When you read something smooth, you’re seeing the surface… not the scaffolding.
Behind every sentence that feels natural is someone who wrestled with rhythm, punctuation, and tone until the work disappeared. Someone made choices you don’t notice because noticing them would interrupt the experience.
That’s the paradox of great communication: the easier it feels to read, the harder it was to write. Great communication might look effortless, but it hardly ever is.
The Craft Beneath the Calm
The same applies to design, to campaigns, to blogs, to emails, to signage, to PSAs. Simplicity isn’t a lack of effort; it’s evidence of it, and it’s deliberate. Clarity is built, not just found.

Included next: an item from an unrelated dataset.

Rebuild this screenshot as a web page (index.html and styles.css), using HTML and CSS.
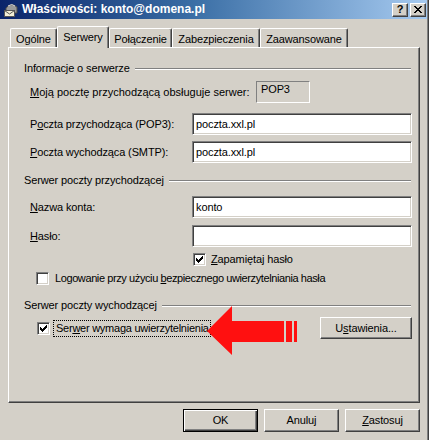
FILE: index.html
```html
<!DOCTYPE html>
<html lang="pl">
<head>
<meta charset="utf-8">
<title>Właściwości: konto@domena.pl</title>
<link rel="stylesheet" href="styles.css">
</head>
<body>
<div class="window">
  <div class="titlebar">
    <svg class="app-icon" width="16" height="16" viewBox="0 0 16 16">
      <path d="M3 6 Q8 0 14 5 L14 11 L3 11 Z" fill="#9a9a9a" stroke="#4a4a4a" stroke-width="1"/>
      <path d="M5 4 Q9 1 12 4" fill="none" stroke="#d8d8d8" stroke-width="1"/>
      <rect x="1.5" y="8.5" width="10" height="6" fill="#f4f0d8" stroke="#555" stroke-width="1"/>
      <path d="M1.5 8.5 L6.5 12 L11.5 8.5" fill="none" stroke="#555" stroke-width="1"/>
    </svg>
    <span class="title">Właściwości: konto@domena.pl</span>
    <div class="caption-btns">
      <div class="cap cap-help">?</div>
      <div class="cap">
        <svg width="8" height="7" viewBox="0 0 8 7" shape-rendering="crispEdges">
          <path d="M0 0h2v1h-2z M6 0h2v1h-2z M1 1h2v1h-2z M5 1h2v1h-2z M2 2h4v1h-4z M3 3h2v1h-2z M2 4h4v1h-4z M1 5h2v1h-2z M5 5h2v1h-2z M0 6h2v1h-2z M6 6h2v1h-2z" fill="#000"/>
        </svg>
      </div>
    </div>
  </div>
  <div class="client">
    <div class="tabs">
      <div class="tab tab-ogolne">Ogólne</div>
      <div class="tab tab-serwery selected">Serwery</div>
      <div class="tab tab-polaczenie">Połączenie</div>
      <div class="tab tab-zabezp">Zabezpieczenia</div>
      <div class="tab tab-zaaw">Zaawansowane</div>
    </div>
    <div class="panel">
      <div class="group g1"><span>Informacje o serwerze</span><div class="group-line"></div></div>

      <div class="field-row r-moja">
        <span class="moja-label"><u>M</u>oją pocztę przychodzącą obsługuje serwer:</span>
        <div class="ro-box">POP3</div>
      </div>

      <div class="field-row r-pop3">
        <span class="field-label">P<u>o</u>czta przychodząca (POP3):</span>
        <div class="input">poczta.xxl.pl</div>
      </div>

      <div class="field-row r-smtp">
        <span class="field-label"><u>P</u>oczta wychodząca (SMTP):</span>
        <div class="input">poczta.xxl.pl</div>
      </div>

      <div class="group g2"><span>Serwer poczty przychodzącej</span><div class="group-line"></div></div>

      <div class="field-row r-nazwa">
        <span class="field-label"><u>N</u>azwa konta:</span>
        <div class="input">konto</div>
      </div>

      <div class="field-row r-haslo">
        <span class="field-label"><u>H</u>asło:</span>
        <div class="input"></div>
      </div>

      <div class="check-row r-zapamietaj">
        <div class="checkbox">
          <svg width="7" height="7" viewBox="0 0 7 7" shape-rendering="crispEdges"><path d="M0 2h1v3h-1z M1 3h1v3h-1z M2 4h1v3h-1z M3 3h1v3h-1z M4 2h1v3h-1z M5 1h1v3h-1z M6 0h1v3h-1z" fill="#000"/></svg>
        </div>
        <span class="check-text"><u>Z</u>apamiętaj hasło</span>
      </div>

      <div class="check-row r-logowanie">
        <div class="checkbox"></div>
        <span class="check-text">Logowanie przy użyciu <u>b</u>ezpiecznego uwierzytelniania hasła</span>
      </div>

      <div class="group g3"><span>Serwer poczty wychodzącej</span><div class="group-line"></div></div>

      <div class="last-row">
        <div class="checkbox">
          <svg width="7" height="7" viewBox="0 0 7 7" shape-rendering="crispEdges"><path d="M0 2h1v3h-1z M1 3h1v3h-1z M2 4h1v3h-1z M3 3h1v3h-1z M4 2h1v3h-1z M5 1h1v3h-1z M6 0h1v3h-1z" fill="#000"/></svg>
        </div>
        <span class="focus-label">Ser<u>w</u>er wymaga uwierzytelnienia</span>
        <div class="btn btn-settings">U<u>s</u>tawienia...</div>
      </div>
    </div>
    <div class="buttons">
      <div class="btn btn-default">OK</div>
      <div class="btn">Anuluj</div>
      <div class="btn"><u>Z</u>astosuj</div>
    </div>
  </div>
</div>
<svg class="arrow" width="432" height="440" viewBox="0 0 432 440">
  <polygon points="207,331 232,306 232,321 284,321 284,342 232,342 232,355" fill="#ff1010"/>
  <rect x="286" y="321" width="6" height="21" fill="#ff1010"/>
  <rect x="294" y="321" width="3" height="21" fill="#ff1010"/>
</svg>
</body>
</html>
```
FILE: styles.css
```css
* { box-sizing: border-box; }

body {
  margin: 0;
  width: 432px;
  height: 440px;
  overflow: hidden;
  position: relative;
  background: #ffffff;
  font-family: "Liberation Sans", Arial, sans-serif;
  font-size: 11px;
  line-height: 13px;
  letter-spacing: -0.12px;
  color: #000;
}

u { text-decoration: underline; text-underline-offset: 1px; }

.window {
  width: 429px;
  height: 440px;
  background: #d4d0c8;
  border-right: 1px solid #404040;
  box-shadow: inset -1px 0 #808080;
  display: flex;
  flex-direction: column;
}

.titlebar {
  height: 19px;
  margin-right: 1px;
  background: linear-gradient(to right, #0a246a 0%, #3a6ea5 45%, #a6caf0 100%);
  display: flex;
  align-items: center;
}

.app-icon { margin-left: 3px; flex: none; }

.title {
  margin-left: 3px;
  color: #fff;
  font-weight: bold;
  font-size: 12px;
  letter-spacing: 0;
}

.caption-btns {
  margin-left: auto;
  margin-right: 1px;
  display: flex;
  gap: 2px;
}

.cap {
  width: 16px;
  height: 14px;
  background: #d4d0c8;
  border-top: 1px solid #fff;
  border-left: 1px solid #fff;
  border-right: 1px solid #404040;
  border-bottom: 1px solid #404040;
  box-shadow: inset -1px -1px #808080;
  display: flex;
  align-items: center;
  justify-content: center;
}

.cap-help {
  font-weight: bold;
  font-size: 11px;
  line-height: 11px;
}

.client {
  padding-left: 8px;
  padding-right: 8px;
  flex: 1;
  display: flex;
  flex-direction: column;
}

.tabs {
  display: flex;
  align-items: flex-end;
  height: 21px;
  margin-top: 7px;
  padding-left: 2px;
  position: relative;
  z-index: 1;
}

.tab {
  height: 19px;
  background: #d4d0c8;
  border-top: 1px solid #fff;
  border-left: 1px solid #fff;
  border-right: 1px solid #404040;
  border-radius: 2px 2px 0 0;
  box-shadow: inset -1px 0 #808080;
  text-align: center;
  padding-top: 4px;
  white-space: nowrap;
}

.tab.selected {
  height: 22px;
  margin-bottom: -1px;
  padding-top: 4px;
}

.tab-ogolne { width: 47px; }
.tab-serwery { width: 52px; }
.tab-polaczenie { width: 63px; }
.tab-zabezp { width: 88px; }
.tab-zaaw { width: 88px; }

.panel {
  height: 356px;
  border-top: 1px solid #fff;
  border-left: 1px solid #fff;
  border-right: 1px solid #404040;
  border-bottom: 1px solid #404040;
  box-shadow: inset -1px -1px #808080;
  display: flex;
  flex-direction: column;
  white-space: nowrap;
}

.group {
  display: flex;
  align-items: center;
  height: 13px;
  padding-left: 15px;
  padding-right: 8px;
}

.group-line {
  flex: 1;
  height: 2px;
  border-top: 1px solid #808080;
  border-bottom: 1px solid #fff;
  margin-left: 5px;
  margin-top: 1px;
}

.g1 { margin-top: 14px; }
.g2 { margin-top: 11px; }
.g3 { margin-top: 14px; }

.field-row {
  display: flex;
  align-items: center;
  height: 22px;
  padding-left: 21px;
  padding-right: 7px;
}

.r-moja { margin-top: 6px; align-items: flex-start; }
.r-pop3 { margin-top: 10px; }
.r-smtp { margin-top: 6px; }
.r-nazwa { margin-top: 9px; }
.r-haslo { margin-top: 7px; }

.moja-label { width: 226px; align-self: center; letter-spacing: 0; }

.ro-box {
  width: 54px;
  height: 22px;
  border-top: 1px solid #808080;
  border-left: 1px solid #808080;
  border-right: 1px solid #fff;
  border-bottom: 1px solid #fff;
  padding: 1px 0 0 4px;
}

.field-label { width: 162px; flex: none; }

.input {
  flex: 1;
  height: 22px;
  background: #fff;
  border-top: 1px solid #808080;
  border-left: 1px solid #808080;
  border-right: 1px solid #fff;
  border-bottom: 1px solid #fff;
  box-shadow: inset 1px 1px #404040, inset -1px -1px #d4d0c8;
  padding: 4px 0 0 3px;
}

.check-row {
  display: flex;
  align-items: center;
  height: 13px;
}

.r-zapamietaj { margin-top: 6px; padding-left: 184px; }
.r-logowanie { margin-top: 6px; padding-left: 27px; }

.checkbox {
  width: 13px;
  height: 13px;
  flex: none;
  background: #fff;
  border-top: 1px solid #808080;
  border-left: 1px solid #808080;
  border-right: 1px solid #fff;
  border-bottom: 1px solid #fff;
  box-shadow: inset 1px 1px #404040, inset -1px -1px #d4d0c8;
  display: flex;
  align-items: center;
  justify-content: center;
}

.check-text { margin-left: 5px; }
.r-logowanie .check-text { margin-left: 6px; letter-spacing: -0.4px; }

.last-row {
  display: flex;
  align-items: center;
  height: 22px;
  margin-top: 5px;
  padding-left: 28px;
  padding-right: 7px;
}

.focus-label {
  margin-left: 3px;
  padding: 1px 1px 1px 2px;
  border: 1px dotted #000;
  letter-spacing: -0.25px;
}

.btn {
  height: 23px;
  width: 75px;
  background: #d4d0c8;
  border-top: 1px solid #fff;
  border-left: 1px solid #fff;
  border-right: 1px solid #404040;
  border-bottom: 1px solid #404040;
  box-shadow: inset -1px -1px #808080;
  display: flex;
  align-items: center;
  justify-content: center;
}

.btn-settings {
  margin-left: auto;
  width: 92px;
  height: 22px;
}

.btn-default {
  border: 1px solid #000;
  box-shadow: inset 1px 1px #fff, inset -1px -1px #404040, inset -2px -2px #808080;
}

.buttons {
  display: flex;
  justify-content: flex-end;
  gap: 6px;
  margin-top: 6px;
}

.arrow {
  position: absolute;
  left: 0;
  top: 0;
  pointer-events: none;
}
```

To explain something simply, you have to understand it deeply. You have to anticipate questions before they’re asked. You decide what matters most, what can wait, and what doesn’t belong at all.
The work isn’t about adding more – it’s removing with care.
The Myth of “Quick Copy”
There’s a quiet disrespect baked into the idea that writing is fast because reading is fast.
When communication is done well, it compresses complexity into something usable. That compression takes time; precision, empathy, tone all deman patience – especially if stakes are high, emotions are present, or trust is fragile.
That’s what makes communication strategic, not superficial. Not decoration. Not “just words”.
Why It Matters
When someone invests time in the invisible work – drafting, editing, reflecting, testing clarity – they save exponentially more down the line.
They save time answering avoidable questions.
They save relationships strained by unclear expectations.
They save credibility lost to rushed messaging and messy corrections.